If you only follow research, you might miss what actually changes people’s lives: deployment, regulation, and infrastructure. The best understanding usually comes from combining research and practical news.

How can I tell whether an article is biased?

Compare how different sources cover the same event. If one article makes extreme claims without evidence, but multiple sources agree on key facts (and provide constraints/limitations), you’re likely reading balanced coverage.

Build a Personal AI News Dashboard

Once you feel comfortable, create a simple dashboard for yourself. It can be a notes app, a spreadsheet, or just a checklist. Track:

  • Top themes you care about
  • Sources you trust
  • Key updates and your one-sentence summary
  • Questions you still have

As weeks pass, you’ll start noticing patterns—like when improvements cluster around cost reduction, safety, or multimodal performance.

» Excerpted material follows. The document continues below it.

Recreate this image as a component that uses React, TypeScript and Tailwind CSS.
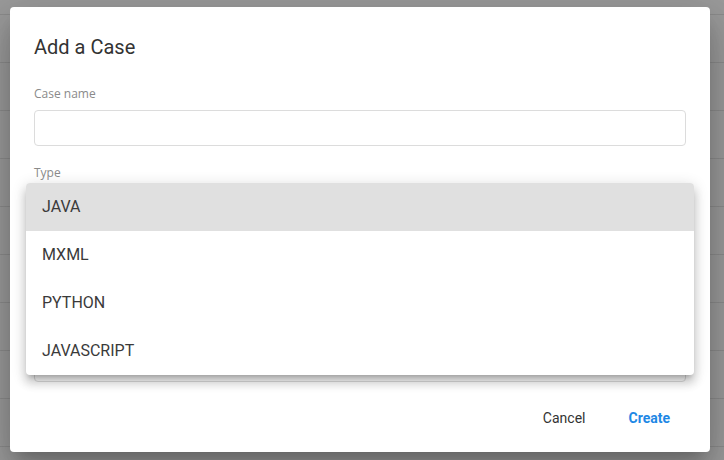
import React from "react";

const types = ["JAVA", "MXML", "PYTHON", "JAVASCRIPT"];

export default function App() {
  return (
    <div className="relative w-[724px] h-[460px] overflow-hidden bg-[#9b9b9b] font-['Roboto',sans-serif]">
      {/* dimmed page behind the dialog */}
      <div className="h-[15px] border-b border-[#8c8c8c]" />
      {Array.from({ length: 10 }).map((_, i) => (
        <div key={i} className="h-[48px] border-b border-[#8c8c8c]" />
      ))}

      <div className="absolute left-[10px] top-[7px] w-[700px] h-[445px] bg-white rounded-[4px] shadow-[0_11px_15px_-7px_rgba(0,0,0,0.2),0_24px_38px_3px_rgba(0,0,0,0.14),0_9px_46px_8px_rgba(0,0,0,0.12)] flex flex-col">
        <div className="relative px-6 pt-[27px] flex-1">
          <h2 className="text-[20px] leading-[26px] text-[#333]">Add a Case</h2>

          <label className="block mt-[26px] text-[12px] leading-[16px] text-[#8a8a8a] font-['Open_Sans',sans-serif]">
            Case name
          </label>
          <div className="mt-[8px] h-[36px] rounded-[4px] border border-[#dcdcdc]" />

          <label className="block mt-[19px] text-[12px] leading-[16px] text-[#8a8a8a] font-['Open_Sans',sans-serif]">
            Type
          </label>
          <div className="mt-[9px] h-[36px] rounded-[4px] border border-[#dcdcdc]" />
          {/* description field, hidden under the open menu */}
          <div className="mt-[44px] h-[112px] rounded-[4px] border border-[#dcdcdc]" />

          {/* open select menu */}
          <ul className="absolute left-[16px] right-[16px] top-[176px] bg-white rounded-[4px] overflow-hidden shadow-[0_5px_5px_-3px_rgba(0,0,0,0.2),0_8px_10px_1px_rgba(0,0,0,0.14),0_3px_14px_2px_rgba(0,0,0,0.12)]">
            {types.map((t, i) => (
              <li
                key={t}
                className={`h-[48px] flex items-center px-4 text-[16px] text-[#3a3a3a] ${
                  i === 0 ? "bg-[#e0e0e0]" : ""
                }`}
              >
                {t}
              </li>
            ))}
          </ul>
        </div>

        <div className="flex justify-end gap-[11px] px-6 pb-4">
          <button className="h-[36px] px-4 text-[14px] text-[#333]">Cancel</button>
          <button className="h-[36px] px-4 text-[14px] font-bold text-[#1e88e5]">Create</button>
        </div>
      </div>
    </div>
  );
}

Final Thoughts: Stay Informed Without Losing Your Mind

AI news is exciting, but it’s also noisy. The goal isn’t to keep up with every headline. The goal is to build enough context to understand what’s real, what’s changing, and why it matters.

Use the approach in this beginner’s guide: recognize the type of update, check the claims, look for evaluation quality and trade-offs, and follow themes over time. With a steady routine, you’ll quickly move from overwhelmed to confident—and you’ll be better positioned to use AI wisely in your learning, work, or decision-making.

Your next step: pick one AI headline you’ve seen recently, apply the Claim Check method, and write a one-sentence summary of what you think is genuinely important. That single exercise builds the skill you’ll rely on for everything else.